■ **PROBLEM STATEMENT**
Leave out the pictures and transcribe everything else exactly.
++++++++++
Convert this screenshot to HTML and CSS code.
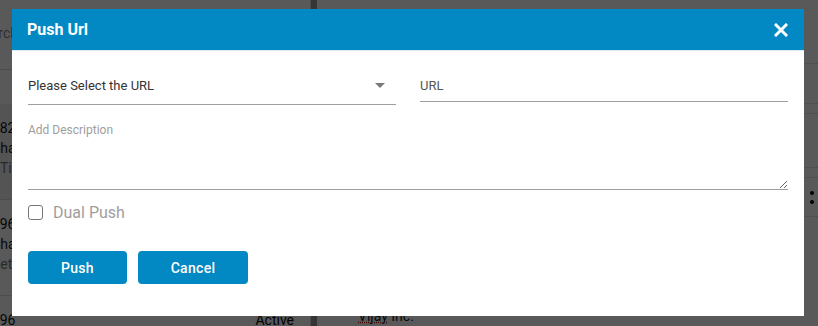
FILE: index.html
```html
<!DOCTYPE html>
<html lang="en">
<head>
  <meta charset="UTF-8" />
  <meta name="viewport" content="width=device-width, initial-scale=1.0"/>
  <title>Push Url</title>
  <link rel="stylesheet" href="styles.css">
</head>
<body>

<!-- page behind the modal -->
<div class="app">
  <aside class="sidebar">
    <div class="search">Search</div>
    <div class="filter"></div>
    <div class="item selected">
      <div class="item-id">1282</div>
      <div class="item-name">Shaan</div>
      <div class="item-sub">Ticket</div>
    </div>
    <div class="item">
      <div class="item-id">1296</div>
      <div class="item-name">Shaan</div>
      <div class="item-sub shifted">Set up</div>
    </div>
    <div class="item">
      <div class="item-id">1296 <span class="status">Active</span></div>
    </div>
  </aside>
  <div class="divider"></div>
  <main class="main">
    <div class="toolbar"></div>
    <div class="tabs"></div>
    <div class="gap-row"></div>
    <div class="row"></div>
    <div class="gap-row"></div>
    <div class="row with-menu"><span class="kebab"></span></div>
    <div class="company"><span class="spell">Vijay</span> Inc.</div>
  </main>
</div>

<div class="overlay"></div>

<div class="modal">
  <div class="modal-header">
    <h2>Push Url</h2>
    <button class="close" type="button" aria-label="Close">
      <svg width="14" height="14" viewBox="0 0 14 14">
        <path d="M2 2 L12 12 M12 2 L2 12" stroke="#fff" stroke-width="3" stroke-linecap="square"/>
      </svg>
    </button>
  </div>
  <form class="modal-body">
    <div class="field-row">
      <div class="select-field">
        <span>Please Select the URL</span>
        <span class="arrow"></span>
      </div>
      <input class="url-field" type="text" placeholder="URL" />
    </div>
    <textarea class="desc" placeholder="Add Description"></textarea>
    <label class="check">
      <input type="checkbox" /> <span>Dual Push</span>
    </label>
    <div class="actions">
      <button type="button" class="btn push">Push</button>
      <button type="button" class="btn cancel">Cancel</button>
    </div>
  </form>
</div>

</body>
</html>
```

FILE: styles.css
```css
body {
  margin: 0;
  font-family: Roboto, "Liberation Sans", sans-serif;
  background-color: #fff;
  color: #333;
  overflow: hidden;
  height: 326px;
}

/* background page */
.app {
  display: grid;
  grid-template-columns: 340px 6px 1fr;
  margin-left: -29px;
  height: 326px;
  overflow: hidden;
}
.sidebar {
  border-right: 1px solid #ddd;
}
.search {
  height: 70px;
  line-height: 66px;
  font-size: 14px;
  color: #888;
  border-bottom: 1px solid #ddd;
  box-sizing: border-box;
  text-indent: 4px;
}
.filter {
  height: 34px;
}
.item {
  height: 96px;
  padding: 14px 0 0 13px;
  box-sizing: border-box;
  border-bottom: 1px solid #ddd;
  font-size: 14px;
  line-height: 20px;
}
.item.selected {
  background-color: #f0f0f0;
}
.item-id {
  color: #111;
  display: flex;
  justify-content: space-between;
}
.item-name {
  color: #222;
  padding-left: 8px;
}
.item-sub {
  color: #777;
  padding-left: 16px;
}
.item-sub.shifted {
  padding-left: 8px;
}
.status {
  margin-right: 16px;
  color: #000;
}
.divider {
  background-color: #999;
}
.main {
  background-color: #fff;
}
.toolbar {
  height: 63px;
  border-bottom: 1px solid #e2e2e2;
}
.tabs {
  height: 39px;
  border-bottom: 1px solid #e2e2e2;
}
.gap-row {
  height: 9px;
  border-bottom: 1px solid #e2e2e2;
}
.row {
  height: 53px;
  border-bottom: 1px solid #e2e2e2;
}
.row.with-menu {
  height: 38px;
  position: relative;
}
.kebab {
  position: absolute;
  right: 4px;
  top: 13px;
  width: 4px;
  height: 4px;
  border-radius: 50%;
  background-color: #000;
  box-shadow: 0 9px 0 #000;
}
.company {
  margin: 92px 0 0 41px;
  font-size: 14px;
  line-height: 14px;
  color: #222;
}
.spell {
  text-decoration: underline dotted #c00;
}

/* modal */
.overlay {
  position: fixed;
  inset: 0;
  background-color: rgba(0, 0, 0, 0.65);
}
.modal {
  position: fixed;
  top: 9px;
  left: 12px;
  width: 792px;
  background-color: #fff;
}
.modal-header {
  height: 41px;
  background-color: #0288c2;
  border-bottom: 1px solid #d6ebf4;
  display: flex;
  align-items: center;
  justify-content: space-between;
  padding: 0 16px 0 15px;
}
.modal-header h2 {
  margin: 0;
  color: #fff;
  font-size: 16px;
  font-weight: 700;
}
.close {
  background: none;
  border: none;
  padding: 0;
  width: 14px;
  height: 14px;
  display: flex;
  cursor: pointer;
}
.modal-body {
  padding: 15px 16px 32px;
  display: flex;
  flex-direction: column;
}
.field-row {
  display: grid;
  grid-template-columns: 1fr 1fr;
  gap: 24px;
  align-items: start;
}
.select-field {
  height: 38px;
  border-bottom: 1px solid #9e9e9e;
  display: flex;
  align-items: center;
  justify-content: space-between;
  font-size: 13px;
  color: #333;
  padding-right: 11px;
}
.arrow {
  width: 0;
  height: 0;
  border-left: 5px solid transparent;
  border-right: 5px solid transparent;
  border-top: 5px solid #7a7a7a;
}
.url-field {
  margin-top: 3px;
  height: 32px;
  box-sizing: content-box;
  padding: 0;
  border: none;
  border-bottom: 1px solid #9e9e9e;
  font-family: inherit;
  font-size: 13px;
  outline: none;
}
.url-field::placeholder {
  color: #555;
}
.desc {
  margin-top: 14px;
  height: 67px;
  padding: 3px 0 0;
  border: none;
  border-bottom: 1px solid #9e9e9e;
  font-family: inherit;
  font-size: 12px;
  line-height: 16px;
  outline: none;
}
.desc::placeholder {
  color: #9e9e9e;
}
.check {
  margin-top: 10px;
  height: 24px;
  display: flex;
  align-items: center;
  gap: 10px;
  font-size: 16px;
  color: #9e9e9e;
}
.check input {
  appearance: none;
  margin: 0;
  width: 15px;
  height: 15px;
  border: 1px solid #767676;
  border-radius: 3px;
}
.actions {
  margin-top: 27px;
  display: flex;
  gap: 11px;
}
.btn {
  height: 33px;
  background-color: #0288c2;
  color: #fff;
  border: none;
  border-radius: 4px;
  font-family: inherit;
  font-size: 14px;
  font-weight: 500;
  letter-spacing: 0.3px;
  cursor: pointer;
}
.push {
  width: 99px;
}
.cancel {
  width: 110px;
}
```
++++++++++
■ **REPLY TO THE TASK**
Convert this screenshot to HTML and CSS code.
FILE: index.html
```html
<!DOCTYPE html>
<html lang="en">
<head>
  <meta charset="UTF-8" />
  <meta name="viewport" content="width=device-width, initial-scale=1.0"/>
  <title>Push Url</title>
  <link rel="stylesheet" href="styles.css">
</head>
<body>

<!-- page behind the modal -->
<div class="app">
  <aside class="sidebar">
    <div class="search">Search</div>
    <div class="filter"></div>
    <div class="item selected">
      <div class="item-id">1282</div>
      <div class="item-name">Shaan</div>
      <div class="item-sub">Ticket</div>
    </div>
    <div class="item">
      <div class="item-id">1296</div>
      <div class="item-name">Shaan</div>
      <div class="item-sub shifted">Set up</div>
    </div>
    <div class="item">
      <div class="item-id">1296 <span class="status">Active</span></div>
    </div>
  </aside>
  <div class="divider"></div>
  <main class="main">
    <div class="toolbar"></div>
    <div class="tabs"></div>
    <div class="gap-row"></div>
    <div class="row"></div>
    <div class="gap-row"></div>
    <div class="row with-menu"><span class="kebab"></span></div>
    <div class="company"><span class="spell">Vijay</span> Inc.</div>
  </main>
</div>

<div class="overlay"></div>

<div class="modal">
  <div class="modal-header">
    <h2>Push Url</h2>
    <button class="close" type="button" aria-label="Close">
      <svg width="14" height="14" viewBox="0 0 14 14">
        <path d="M2 2 L12 12 M12 2 L2 12" stroke="#fff" stroke-width="3" stroke-linecap="square"/>
      </svg>
    </button>
  </div>
  <form class="modal-body">
    <div class="field-row">
      <div class="select-field">
        <span>Please Select the URL</span>
        <span class="arrow"></span>
      </div>
      <input class="url-field" type="text" placeholder="URL" />
    </div>
    <textarea class="desc" placeholder="Add Description"></textarea>
    <label class="check">
      <input type="checkbox" /> <span>Dual Push</span>
    </label>
    <div class="actions">
      <button type="button" class="btn push">Push</button>
      <button type="button" class="btn cancel">Cancel</button>
    </div>
  </form>
</div>

</body>
</html>
```

FILE: styles.css
```css
body {
  margin: 0;
  font-family: Roboto, "Liberation Sans", sans-serif;
  background-color: #fff;
  color: #333;
  overflow: hidden;
  height: 326px;
}

/* background page */
.app {
  display: grid;
  grid-template-columns: 340px 6px 1fr;
  margin-left: -29px;
  height: 326px;
  overflow: hidden;
}
.sidebar {
  border-right: 1px solid #ddd;
}
.search {
  height: 70px;
  line-height: 66px;
  font-size: 14px;
  color: #888;
  border-bottom: 1px solid #ddd;
  box-sizing: border-box;
  text-indent: 4px;
}
.filter {
  height: 34px;
}
.item {
  height: 96px;
  padding: 14px 0 0 13px;
  box-sizing: border-box;
  border-bottom: 1px solid #ddd;
  font-size: 14px;
  line-height: 20px;
}
.item.selected {
  background-color: #f0f0f0;
}
.item-id {
  color: #111;
  display: flex;
  justify-content: space-between;
}
.item-name {
  color: #222;
  padding-left: 8px;
}
.item-sub {
  color: #777;
  padding-left: 16px;
}
.item-sub.shifted {
  padding-left: 8px;
}
.status {
  margin-right: 16px;
  color: #000;
}
.divider {
  background-color: #999;
}
.main {
  background-color: #fff;
}
.toolbar {
  height: 63px;
  border-bottom: 1px solid #e2e2e2;
}
.tabs {
  height: 39px;
  border-bottom: 1px solid #e2e2e2;
}
.gap-row {
  height: 9px;
  border-bottom: 1px solid #e2e2e2;
}
.row {
  height: 53px;
  border-bottom: 1px solid #e2e2e2;
}
.row.with-menu {
  height: 38px;
  position: relative;
}
.kebab {
  position: absolute;
  right: 4px;
  top: 13px;
  width: 4px;
  height: 4px;
  border-radius: 50%;
  background-color: #000;
  box-shadow: 0 9px 0 #000;
}
.company {
  margin: 92px 0 0 41px;
  font-size: 14px;
  line-height: 14px;
  color: #222;
}
.spell {
  text-decoration: underline dotted #c00;
}

/* modal */
.overlay {
  position: fixed;
  inset: 0;
  background-color: rgba(0, 0, 0, 0.65);
}
.modal {
  position: fixed;
  top: 9px;
  left: 12px;
  width: 792px;
  background-color: #fff;
}
.modal-header {
  height: 41px;
  background-color: #0288c2;
  border-bottom: 1px solid #d6ebf4;
  display: flex;
  align-items: center;
  justify-content: space-between;
  padding: 0 16px 0 15px;
}
.modal-header h2 {
  margin: 0;
  color: #fff;
  font-size: 16px;
  font-weight: 700;
}
.close {
  background: none;
  border: none;
  padding: 0;
  width: 14px;
  height: 14px;
  display: flex;
  cursor: pointer;
}
.modal-body {
  padding: 15px 16px 32px;
  display: flex;
  flex-direction: column;
}
.field-row {
  display: grid;
  grid-template-columns: 1fr 1fr;
  gap: 24px;
  align-items: start;
}
.select-field {
  height: 38px;
  border-bottom: 1px solid #9e9e9e;
  display: flex;
  align-items: center;
  justify-content: space-between;
  font-size: 13px;
  color: #333;
  padding-right: 11px;
}
.arrow {
  width: 0;
  height: 0;
  border-left: 5px solid transparent;
  border-right: 5px solid transparent;
  border-top: 5px solid #7a7a7a;
}
.url-field {
  margin-top: 3px;
  height: 32px;
  box-sizing: content-box;
  padding: 0;
  border: none;
  border-bottom: 1px solid #9e9e9e;
  font-family: inherit;
  font-size: 13px;
  outline: none;
}
.url-field::placeholder {
  color: #555;
}
.desc {
  margin-top: 14px;
  height: 67px;
  padding: 3px 0 0;
  border: none;
  border-bottom: 1px solid #9e9e9e;
  font-family: inherit;
  font-size: 12px;
  line-height: 16px;
  outline: none;
}
.desc::placeholder {
  color: #9e9e9e;
}
.check {
  margin-top: 10px;
  height: 24px;
  display: flex;
  align-items: center;
  gap: 10px;
  font-size: 16px;
  color: #9e9e9e;
}
.check input {
  appearance: none;
  margin: 0;
  width: 15px;
  height: 15px;
  border: 1px solid #767676;
  border-radius: 3px;
}
.actions {
  margin-top: 27px;
  display: flex;
  gap: 11px;
}
.btn {
  height: 33px;
  background-color: #0288c2;
  color: #fff;
  border: none;
  border-radius: 4px;
  font-family: inherit;
  font-size: 14px;
  font-weight: 500;
  letter-spacing: 0.3px;
  cursor: pointer;
}
.push {
  width: 99px;
}
.cancel {
  width: 110px;
}
```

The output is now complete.